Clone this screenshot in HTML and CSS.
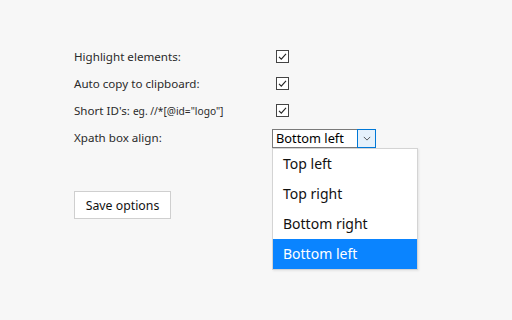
FILE: index.html
```html
<!DOCTYPE html>
<html>
<head>
<meta charset="utf-8">
<link rel="stylesheet" href="styles.css">
</head>
<body>
<div class="page">
  <div class="options">
    <div class="label">Highlight elements:</div>
    <div class="ctrl"><span class="check"><svg viewBox="0 0 13 13" width="13" height="13"><path d="M3 6.8 L5.3 9.2 L10 3.8" fill="none" stroke="#222" stroke-width="1.1"/></svg></span></div>
    <div class="label">Auto copy to clipboard:</div>
    <div class="ctrl"><span class="check"><svg viewBox="0 0 13 13" width="13" height="13"><path d="M3 6.8 L5.3 9.2 L10 3.8" fill="none" stroke="#222" stroke-width="1.1"/></svg></span></div>
    <div class="label">Short ID's: <span class="small">eg. //*[@id="logo"]</span></div>
    <div class="ctrl"><span class="check"><svg viewBox="0 0 13 13" width="13" height="13"><path d="M3 6.8 L5.3 9.2 L10 3.8" fill="none" stroke="#222" stroke-width="1.1"/></svg></span></div>
    <div class="label">Xpath box align:</div>
    <div class="ctrl">
      <div class="select">
        <span class="value">Bottom left</span>
        <span class="arrow"><svg viewBox="0 0 10 6" width="8" height="5"><path d="M1 1 L5 5 L9 1" fill="none" stroke="#333" stroke-width="1"/></svg></span>
        <ul class="menu">
          <li>Top left</li>
          <li>Top right</li>
          <li>Bottom right</li>
          <li class="active">Bottom left</li>
        </ul>
      </div>
    </div>
  </div>
  <button class="save">Save options</button>
</div>
</body>
</html>
```
FILE: styles.css
```css
html, body {
  margin: 0;
  padding: 0;
  background: #f7f7f7;
}
body {
  font-family: "Noto Sans", "Open Sans", sans-serif;
  color: #222;
  width: 512px;
  height: 320px;
  overflow: hidden;
}
.page {
  padding: 43px 0 0 74px;
}
.options {
  display: grid;
  grid-template-columns: 198px 150px;
  grid-auto-rows: 27px;
  align-items: center;
}
.label {
  font-size: 11.6px;
  color: #2a2a2a;
}
.small {
  font-size: 10.2px;
}
.ctrl {
  display: flex;
  align-items: center;
  height: 27px;
}
.check {
  display: inline-block;
  width: 11px;
  height: 11px;
  border: 1px solid #444;
  background: #fff;
  margin-left: 4px;
  position: relative;
}
.check svg {
  position: absolute;
  left: -1px;
  top: -1px;
}
.select {
  position: relative;
  display: flex;
  width: 102px;
  height: 17px;
  border: 1px solid #7a7a7a;
  background: #fff;
  margin-top: 1px;
}
.value {
  flex: 1;
  font-size: 12.8px;
  line-height: 17px;
  padding-left: 3px;
  color: #000;
}
.arrow {
  width: 17px;
  height: 17px;
  margin: -1px -1px -1px 0;
  border: 1px solid #0078d7;
  background: #e5f1fb;
  display: flex;
  align-items: center;
  justify-content: center;
}
.menu {
  position: absolute;
  left: -1px;
  top: 18px;
  width: 144px;
  margin: 0;
  padding: 0;
  list-style: none;
  background: #fff;
  border: 1px solid #d4d4d4;
  box-shadow: 1px 1px 2px rgba(0,0,0,0.08);
}
.menu li {
  height: 30px;
  line-height: 30px;
  padding-left: 10px;
  font-size: 14px;
  color: #111;
}
.menu li.active {
  background: #0a84ff;
  color: #fff;
}
.save {
  margin-top: 40px;
  font-family: inherit;
  font-size: 12.3px;
  color: #111;
  background: #fff;
  border: 1px solid #cfcfcf;
  border-radius: 0;
  width: 97px;
  height: 28px;
  padding: 0;
}
```
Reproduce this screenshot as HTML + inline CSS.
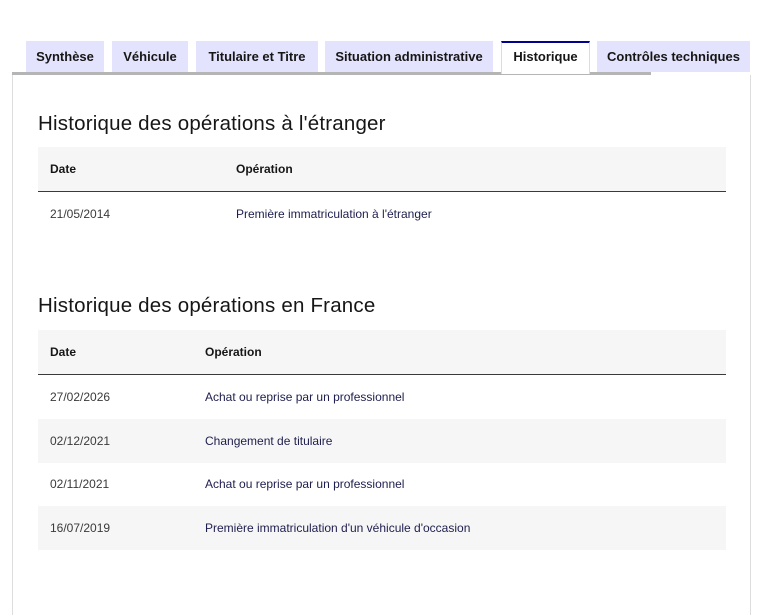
<!DOCTYPE html>
<html><head><meta charset="utf-8"><style>
*{margin:0;padding:0;box-sizing:border-box}
body{width:764px;height:600px;background:#fff;font-family:"Liberation Sans",sans-serif;color:#161616;position:relative;overflow:hidden}
.tab{position:absolute;top:41px;height:31px;background:#e3e3fd;font-size:13px;font-weight:bold;display:flex;align-items:center;justify-content:center;color:#161616}
.tab.act{background:#fff;border-top:2px solid #000091;height:33px;top:41px;border-left:1px solid #ddd;border-right:1px solid #ddd;padding-bottom:4px}
.bar{position:absolute;left:12px;top:72px;width:639px;height:3px;background:#b5b5b5}
.panel{position:absolute;left:12px;top:75px;width:739px;height:540px;border-left:1px solid #ddd;border-right:1px solid #ddd}
h2{position:absolute;left:38px;font-size:20.5px;font-weight:normal;color:#161616;letter-spacing:0.2px}
.row{position:absolute;left:38px;width:688px;height:44px;font-size:12px;color:#3a3a3a}
.row span{position:absolute;top:15px}
.hd{background:#f6f6f6;border-bottom:1px solid #3a3a3a;font-weight:bold;color:#161616}
.g{background:#f6f6f6}
.op{color:#1e1e4e}
</style></head><body>
<div class="panel"></div>
<div class="bar"></div>
<div class="tab" style="left:26px;width:78px">Synthèse</div>
<div class="tab" style="left:112px;width:76px">Véhicule</div>
<div class="tab" style="left:196px;width:122px">Titulaire et Titre</div>
<div class="tab" style="left:325px;width:168px">Situation administrative</div>
<div class="tab act" style="left:501px;width:89px">Historique</div>
<div class="tab" style="left:597px;width:153px">Contrôles techniques</div>

<h2 style="top:112px">Historique des opérations à l'étranger</h2>
<div class="row hd" style="top:147px;height:45px"><span style="left:12px">Date</span><span style="left:198px">Opération</span></div>
<div class="row" style="top:192px"><span style="left:12px">21/05/2014</span><span class="op" style="left:198px">Première immatriculation à l'étranger</span></div>

<h2 style="top:294px">Historique des opérations en France</h2>
<div class="row hd" style="top:330px;height:45px"><span style="left:12px">Date</span><span style="left:167px">Opération</span></div>
<div class="row" style="top:375px"><span style="left:12px">27/02/2026</span><span class="op" style="left:167px">Achat ou reprise par un professionnel</span></div>
<div class="row g" style="top:419px"><span style="left:12px">02/12/2021</span><span class="op" style="left:167px">Changement de titulaire</span></div>
<div class="row" style="top:462px"><span style="left:12px">02/11/2021</span><span class="op" style="left:167px">Achat ou reprise par un professionnel</span></div>
<div class="row g" style="top:506px"><span style="left:12px">16/07/2019</span><span class="op" style="left:167px">Première immatriculation d'un véhicule d'occasion</span></div>
</body></html>
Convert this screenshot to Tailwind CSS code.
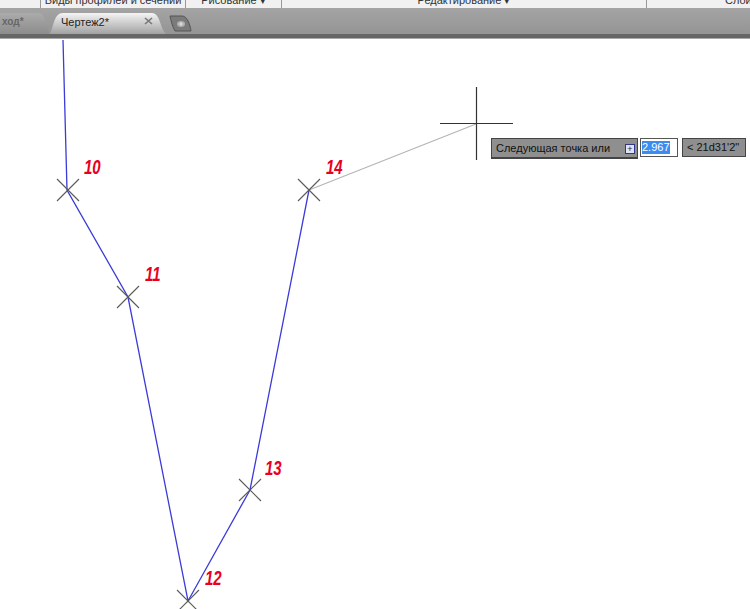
<!DOCTYPE html>
<html lang="ru">
<head>
  <meta charset="UTF-8" />
  <title>Чертеж2</title>
  <script src="https://cdn.jsdelivr.net/npm/@tailwindcss/browser@4"></script>
</head>
<body class="bg-white w-[750px] h-[609px] overflow-hidden font-['Liberation_Sans',sans-serif]">

  <!-- ribbon panel titles, cut off at the top -->
  <div class="flex h-[8px] bg-[#f1f1f1] overflow-hidden text-[11px] leading-[8px] text-[#333]">
    <div class="w-[41px] shrink-0 border-r border-[#999]"></div>
    <div class="w-[145px] shrink-0 border-r border-[#999] text-center whitespace-nowrap -mt-[4px]">Виды профилей и сечений</div>
    <div class="w-[96px] shrink-0 border-r border-[#999] text-center whitespace-nowrap -mt-[4px]">Рисование ▾</div>
    <div class="w-[365px] shrink-0 border-r border-[#999] text-center whitespace-nowrap -mt-[4px]">Редактирование ▾</div>
    <div class="w-[103px] shrink-0 pl-[78px] whitespace-nowrap -mt-[4px]">Слои</div>
  </div>

  <!-- drawing tabs -->
  <div class="relative h-[31px] bg-gradient-to-b from-[#a4a4a4] to-[#929292] border-b-[1px] border-[#a8a8a8]">
    <div class="absolute left-0 right-0 bottom-0 h-[4px] bg-[#666]"></div>
    <svg class="absolute left-0 top-0" width="200" height="30" viewBox="0 8 200 30">
      <defs>
        <linearGradient id="activeTab" x1="0" y1="0" x2="0" y2="1">
          <stop offset="0" stop-color="#f4f4f4"/>
          <stop offset="1" stop-color="#a2a2a2"/>
        </linearGradient>
        <linearGradient id="idleTab" x1="0" y1="0" x2="0" y2="1">
          <stop offset="0" stop-color="#ababab"/>
          <stop offset="1" stop-color="#8c8c8c"/>
        </linearGradient>
      </defs>
      <path d="M0 13H38C44 13 46 20 49 34H0Z" fill="url(#idleTab)"/>
      <path d="M50 34C54 26 54 13 63 13H152C160 13 160 28 166 34Z" fill="url(#activeTab)"/>
      <path d="M170 16H182C187 16 190 24 191 31H175C172 26 171 20 170 16Z" fill="#7b7b7b" stroke="#555"/>
      <ellipse cx="181" cy="24" rx="4" ry="3" fill="#b0b0b0"/>
      <path d="M181 22V26M179 24H183" stroke="#e4e4e4"/>
      <path d="M145 18L152 24M152 18L145 24" stroke="#777" stroke-width="1.6"/>
    </svg>
    <span class="absolute left-[2px] top-[8px] text-[10px] font-bold leading-[12px] text-[#666]">ход*</span>
    <span class="absolute left-[61px] top-[8px] text-[11px] leading-[12px] text-[#222]">Чертеж2*</span>
  </div>

  <!-- model space -->
  <div class="relative h-[570px]">
    <svg class="absolute left-0 top-0" width="750" height="570" viewBox="0 39 750 570" fill="none">
      <polyline points="63,40 67,190 128,297 188,601 250,490 309,190" stroke="#3b3bd8" stroke-width="1.3"/>
      <line x1="309" y1="190" x2="476" y2="124" stroke="#b5b5b5" stroke-width="1.2"/>
      <g stroke="#5a5a5a" stroke-width="1.1">
        <path d="M57 179L79 201M79 179L57 201"/>
        <path d="M117 286L139 308M139 286L117 308"/>
        <path d="M177 590L199 612M199 590L177 612"/>
        <path d="M239 479L261 501M261 479L239 501"/>
        <path d="M298 179L320 201M320 179L298 201"/>
      </g>
      <path d="M440 123.500H513M476.500 87V160" stroke="#333" stroke-width="1.2"/>
    </svg>

    <span class="absolute left-[84px] top-[117px] origin-left scale-x-75 text-[20px] leading-[22px] italic font-bold text-[#e8001c]">10</span>
    <span class="absolute left-[145px] top-[224px] origin-left scale-x-75 text-[20px] leading-[22px] italic font-bold text-[#e8001c]">11</span>
    <span class="absolute left-[205px] top-[528px] origin-left scale-x-75 text-[20px] leading-[22px] italic font-bold text-[#e8001c]">12</span>
    <span class="absolute left-[265px] top-[418px] origin-left scale-x-75 text-[20px] leading-[22px] italic font-bold text-[#e8001c]">13</span>
    <span class="absolute left-[326px] top-[117px] origin-left scale-x-75 text-[20px] leading-[22px] italic font-bold text-[#e8001c]">14</span>

    <!-- dynamic input tooltip -->
    <div class="absolute left-[491px] top-[99px] flex items-start gap-[2px] text-[11px] text-[#111]">
      <div class="relative w-[147px] h-[21px] bg-[#8f8f8f] border border-[#444] border-b-2 pl-[4px] leading-[18px]">
        Следующая точка или
        <span class="absolute right-[2px] top-[5px] w-[10px] h-[10px] bg-[#dfe3f5] border border-[#34348a] text-[9px] leading-[8px] text-center text-[#222]">+</span>
      </div>
      <div class="w-[38px] h-[19px] bg-white border border-[#555] pl-[1px] pt-[2px]">
        <span class="block w-[28px] h-[13px] bg-[#3a8cf0] text-white leading-[13px]">2.967</span>
      </div>
      <div class="ml-[2px] w-[64px] h-[19px] bg-[#8f8f8f] border border-[#444] pl-[4px] leading-[16px] whitespace-nowrap">&lt; 21d31'2"</div>
    </div>
  </div>
</body>
</html>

————

## What you have to do
Extract exactly the lines running from the line containing "Convert this screenshot to Tailwind CSS code." to the line containing "w-[750px] h-[609px] overflow-hidden", with both end lines included and all pictures left out.

## Solution to this exercise
Convert this screenshot to Tailwind CSS code.
<!DOCTYPE html>
<html lang="ru">
<head>
  <meta charset="UTF-8" />
  <title>Чертеж2</title>
  <script src="https://cdn.jsdelivr.net/npm/@tailwindcss/browser@4"></script>
</head>
<body class="bg-white w-[750px] h-[609px] overflow-hidden font-['Liberation_Sans',sans-serif]">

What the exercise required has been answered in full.